A team of biologists, vets and fishermen temporarily captured rare freshwater dolphins in the Amazon this week to study their health in hopes of avoiding a repeat of the deaths of hundreds of the mammals last year due to a severe drought.

The dolphins, that are in danger of extinction, were brought ashore for blood tests and other examinations and returned to Lake Tefé in the Amazon basin as soon as the researchers had finished their work.

Fishermen were careful not to injure an adult female dolphin during capture and kept her close to her young offspring to avoid stressing the animals.

“She relaxed and we could do all the tests. She appeared in good health,” said project leader Miriam Marmontel of the Mamirauá Institute for Sustainable Development, which planned the expedition to temporarily capture up to 20 dolphins.

The work included removing a sample for a biopsy to see whether there were contaminants in her blubber, and the placing of a microchip for future identification. Satellite tags to follow the behaviour the dolphins, the depth they swims at and check water temperatures remotely had not been attached yet.

In a grim fallout from the longest drought in the Amazon rainforest’s recorded history last year, induced in part by climate change, the carcasses of more than 200 river dolphins were found floating on Lake Tefé, which is formed by a tributary of the Amazon River.

Low river levels during the drought heated the water to temperatures that were intolerable for the dolphins, researchers say. Thousands of fish also died in Amazon waterways due to a lack of oxygen in the water.

The Amazon river dolphins, many of a striking pink colour, are a unique freshwater species found only in the rivers of South America and are one of a handful of freshwater dolphin species left in the world. Slow reproductive cycles make their populations especially vulnerable to threats.

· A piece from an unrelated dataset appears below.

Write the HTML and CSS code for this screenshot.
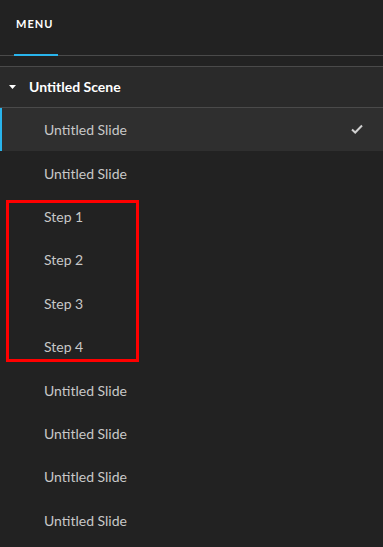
FILE: index.html
```html
<!DOCTYPE html>
<html lang="en">
<head>
  <meta charset="UTF-8" />
  <meta name="viewport" content="width=device-width, initial-scale=1.0"/>
  <title>Menu</title>
  <link rel="stylesheet" href="styles.css">
</head>
<body>
  <div class="panel">
    <div class="tabs">
      <div class="tab active">MENU</div>
    </div>

    <div class="scene">
      <div class="scene-head">
        <svg class="caret" width="7" height="4" viewBox="0 0 7 4"><path d="M0 0h7L3.5 4z" fill="#fff"/></svg>
        <span>Untitled Scene</span>
      </div>
      <ul class="slides">
        <li class="slide selected">
          Untitled Slide
          <svg class="check" width="12" height="10" viewBox="0 0 12 10"><path d="M1 5.5l3.2 3L11 1.5" fill="none" stroke="#d0d0d0" stroke-width="2"/></svg>
        </li>
        <li class="slide">Untitled Slide</li>
        <li class="slide">Step 1</li>
        <li class="slide">Step 2</li>
        <li class="slide">Step 3</li>
        <li class="slide">Step 4</li>
        <li class="slide">Untitled Slide</li>
        <li class="slide">Untitled Slide</li>
        <li class="slide">Untitled Slide</li>
        <li class="slide">Untitled Slide</li>
      </ul>
    </div>

    <!-- highlight box around the steps -->
    <div class="mark"></div>
  </div>
</body>
</html>
```

FILE: styles.css
```css
html, body {
  margin: 0;
  height: 100%;
  background: #222222;
  font-family: 'Lato', 'Open Sans', sans-serif;
  overflow: hidden;
}

.panel {
  position: relative;
  height: 100%;
}

/* top tab strip */
.tabs {
  display: flex;
  height: 55px;
  border-bottom: 1px solid #4a4a4a;
  padding-left: 14px;
}
.tab {
  box-sizing: border-box;
  height: 56px;
  margin-bottom: -1px;
  padding: 0 2px 8px;
  width: 44px;
  display: flex;
  align-items: center;
  color: #fff;
  font-size: 11px;
  font-weight: 700;
  letter-spacing: 1px;
  border-bottom: 2px solid transparent;
}
.tab.active {
  border-bottom-color: #29b4ec;
}

/* scene group */
.scene {
  margin-top: 10px;
  border-top: 1px solid #4a4a4a;
}
.scene-head {
  height: 39px;
  padding-bottom: 1px;
  display: flex;
  align-items: center;
  background: #2a2a2a;
  border-bottom: 1px solid #4a4a4a;
  color: #fff;
  font-size: 14px;
  font-weight: 700;
}
.caret {
  margin: 0 13px 0 9px;
}

.slides {
  list-style: none;
  margin: 0;
  padding: 0;
}
.slide {
  box-sizing: border-box;
  height: 43.4px;
  display: flex;
  align-items: center;
  justify-content: space-between;
  padding: 0 20px 0 44px;
  color: #c8c8c8;
  font-size: 14px;
}
.slide.selected {
  background: #2f2f2f;
  box-shadow: inset 2px 0 0 #29b4ec;
}
.check {
  margin-top: -2px;
}

/* red annotation box */
.mark {
  position: absolute;
  left: 6px;
  top: 200px;
  width: 133px;
  height: 162px;
  box-sizing: border-box;
  border: 3px solid #ff0000;
}
```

Marmontel said they hope to establish what caused last year’s deaths before this season’s drought set in as the Amazon dry season begins, so that researchers can react faster.

“We aim to learn more about the health of the dolphins at a time when water levels begin to go down and temperatures start to rise, so we can identify the changes and know whether they are due to higher temperatures or a toxin or pollutant in the water,” she told Reuters.

Marmontel said most of the dolphins that perished last year were in Lake Tefé, a 45-km-wide expanse of water where the dolphins like to be located, just off the Solimoes River.

The lake’s waters reached 40.9 degrees Celsius during the 2023 drought, more than 10 degrees higher than the average for that time of the year. The water is now at 30 degrees Celsius, said Ayan Fleischmann, a geosciences researcher at the Mamirauá Institute.

Environmental activists have blamed the unusual conditions on climate change, which makes droughts and heat waves more likely and severe. The role of global warming in last year’s Amazon drought is unclear, with other factors such as the El Niño weather phenomenon also seen as a factor.